Vin put basketball behind him to focus on starting a family with his wife Peg. He began his career at Liberty Package store in Springfield. In 1970, he opened Vin’s Package Store across from the Springfield Armory’s Water Shops. He then opened his first bar “Vin’s Gym” not far from where basketball was founded 80 years earlier. For more than a decade, Vin’s Gym was the unofficial campus bar of Springfield College, and a place remembered fondly by alumni of that era. He also owned the 5th Alarm on Worthington Street.

By the 1980s, Vin had sold his business interests to be more involved in helping Peg raise their three teenage children. It was at this time that Vin dusted off his basketball skills, as son Vinny was beginning to show signs of being a basketball star in his own right. Vin was present when Vinny was named MVP of the 1987 ACC Basketball Tournament, again when he was drafted by Bill Russell into the NBA in 1988, and as a trusted and valued mentor throughout Vinny’s playing and coaching career.
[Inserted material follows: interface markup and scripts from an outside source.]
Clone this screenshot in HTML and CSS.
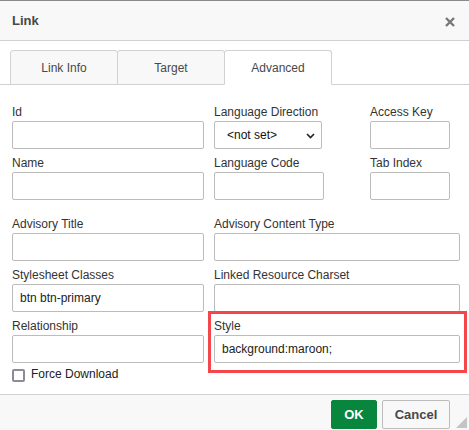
FILE: index.html
```html
<!DOCTYPE html>
<html>
<head>
<meta charset="utf-8">
<link rel="stylesheet" href="styles.css">
</head>
<body>
<div class="dialog">
  <div class="titlebar">
    <span class="title">Link</span>
    <svg class="close" width="10" height="10" viewBox="0 0 10 10"><path d="M1 1 L9 9 M9 1 L1 9" stroke="#777" stroke-width="2.4" fill="none"/></svg>
  </div>
  <div class="tabs">
    <div class="tab">Link Info</div>
    <div class="tab">Target</div>
    <div class="tab active">Advanced</div>
  </div>
  <div class="content">
    <div class="grid3">
      <div class="field"><div class="label">Id</div><div class="input"></div></div>
      <div class="field"><div class="label">Language Direction</div>
        <div class="select"><span>&lt;not set&gt;</span>
          <svg width="9" height="6" viewBox="0 0 9 6"><path d="M1 1 L4.5 4.5 L8 1" stroke="#222" stroke-width="1.6" fill="none"/></svg>
        </div>
      </div>
      <div class="field"><div class="label">Access Key</div><div class="input"></div></div>
      <div class="field"><div class="label">Name</div><div class="input"></div></div>
      <div class="field"><div class="label">Language Code</div><div class="input code"></div></div>
      <div class="field"><div class="label">Tab Index</div><div class="input"></div></div>
    </div>
    <div class="grid2">
      <div class="field"><div class="label">Advisory Title</div><div class="input"></div></div>
      <div class="field"><div class="label">Advisory Content Type</div><div class="input"></div></div>
      <div class="field"><div class="label">Stylesheet Classes</div><div class="input">btn btn-primary</div></div>
      <div class="field"><div class="label">Linked Resource Charset</div><div class="input"></div></div>
      <div class="field"><div class="label">Relationship</div><div class="input"></div></div>
      <div class="field highlight"><div class="label">Style</div><div class="input">background:maroon;</div></div>
    </div>
    <div class="check"><span class="box"></span><span>Force Download</span></div>
  </div>
  <div class="footer">
    <button class="btn ok">OK</button>
    <button class="btn cancel">Cancel</button>
    <span class="grip"></span>
  </div>
</div>
</body>
</html>
```
FILE: styles.css
```css
* { box-sizing: border-box; }
html, body { margin: 0; padding: 0; background: #fff; }
body { font-family: Arial, "Liberation Sans", sans-serif; font-size: 12px; color: #333; }

.dialog {
  width: 469px;
  height: 430px;
  border-top: 1px solid #8a8a8a;
  display: flex;
  flex-direction: column;
  background: #fff;
}

.titlebar {
  height: 40px;
  background: #f8f8f8;
  border-bottom: 1px solid #d1d1d1;
  display: flex;
  align-items: center;
  justify-content: space-between;
  padding: 0 14px 0 12px;
}
.title { font-weight: bold; font-size: 13px; color: #484848; }
.close { display: block; margin-top: 2px; }

.tabs {
  margin-top: 9px;
  padding-left: 10px;
  display: flex;
  border-bottom: 1px solid #d1d1d1;
  height: 35px;
}
.tab {
  width: 108px;
  height: 35px;
  margin-right: -1px;
  margin-bottom: -1px;
  border: 1px solid #d1d1d1;
  border-radius: 3px 3px 0 0;
  background: #f8f8f8;
  color: #484848;
  display: flex;
  align-items: center;
  justify-content: center;
  font-size: 12px;
}
.tab.active { background: #fff; border-bottom-color: #fff; }

.content {
  flex: 1;
  padding: 20px 0 0 12px;
}

.grid3 {
  display: grid;
  grid-template-columns: 192px 146px 80px;
  column-gap: 10px;
  row-gap: 7px;
}
.grid2 {
  margin-top: 17px;
  display: grid;
  grid-template-columns: 192px 246px;
  column-gap: 10px;
  row-gap: 7px;
}

.field { position: relative; }
.label { line-height: 14px; height: 14px; margin-bottom: 2px; color: #333; white-space: nowrap; }
.input {
  height: 28px;
  border: 1px solid #bcbcbc;
  border-radius: 2px;
  background: #fff;
  padding: 0 7px;
  line-height: 26px;
  color: #222;
}
.input.code { width: 110px; }
.select {
  width: 108px;
  height: 28px;
  border: 1px solid #bcbcbc;
  border-radius: 2px;
  display: flex;
  align-items: center;
  justify-content: space-between;
  padding: 0 6px 0 12px;
  color: #111;
  font-size: 12px;
}
.select svg { display: block; margin-top: 1px; }

.highlight::after {
  content: "";
  position: absolute;
  left: -6px;
  top: -8px;
  right: -7px;
  bottom: -10px;
  border: 3px solid #f5464b;
}

.check {
  margin-top: 4px;
  display: flex;
  align-items: flex-start;
  line-height: 14px;
  color: #222;
}
.check .box {
  width: 13px;
  height: 13px;
  margin-top: 2px;
  margin-right: 6px;
  border: 2px solid #8c8c96;
  border-radius: 2px;
  background: #fff;
}

.footer {
  position: relative;
  height: 36px;
  border-top: 1px solid #d1d1d1;
  background: #f8f8f8;
  display: flex;
  justify-content: flex-end;
  align-items: flex-start;
  padding: 5px 19px 0 0;
  gap: 5px;
}
.btn {
  height: 29px;
  font-family: Arial, "Liberation Sans", sans-serif;
  font-weight: bold;
  font-size: 13px;
  border-radius: 2px;
  padding: 0;
  margin: 0;
}
.ok { width: 46px; background: #09863e; color: #fff; border: 1px solid #09863e; }
.cancel { width: 68px; background: #f8f8f8; color: #484848; border: 1px solid #bcbcbc; }
.grip {
  position: absolute;
  right: 2px;
  bottom: 2px;
  width: 0;
  height: 0;
  border-left: 11px solid transparent;
  border-bottom: 11px solid #c4c4c4;
}
```
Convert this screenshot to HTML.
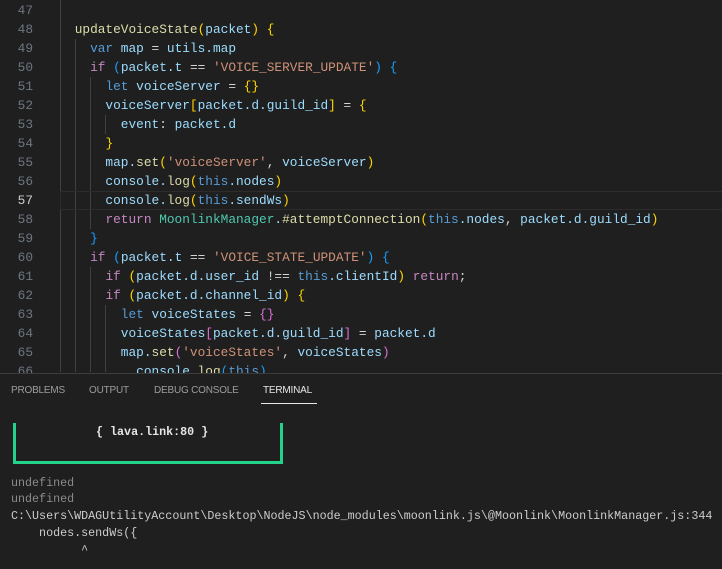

Vin’s star perhaps shined brightest beginning in 1992 when he began his last career: that of loving and doting grandfather. For the last three decades of his life, Vin was a constant presence at basketball, hockey, volleyball, baseball, lacrosse, swim meets, and soccer games; recitals, plays and talent shows; and host to countless daytrips, sleepovers, and family vacations.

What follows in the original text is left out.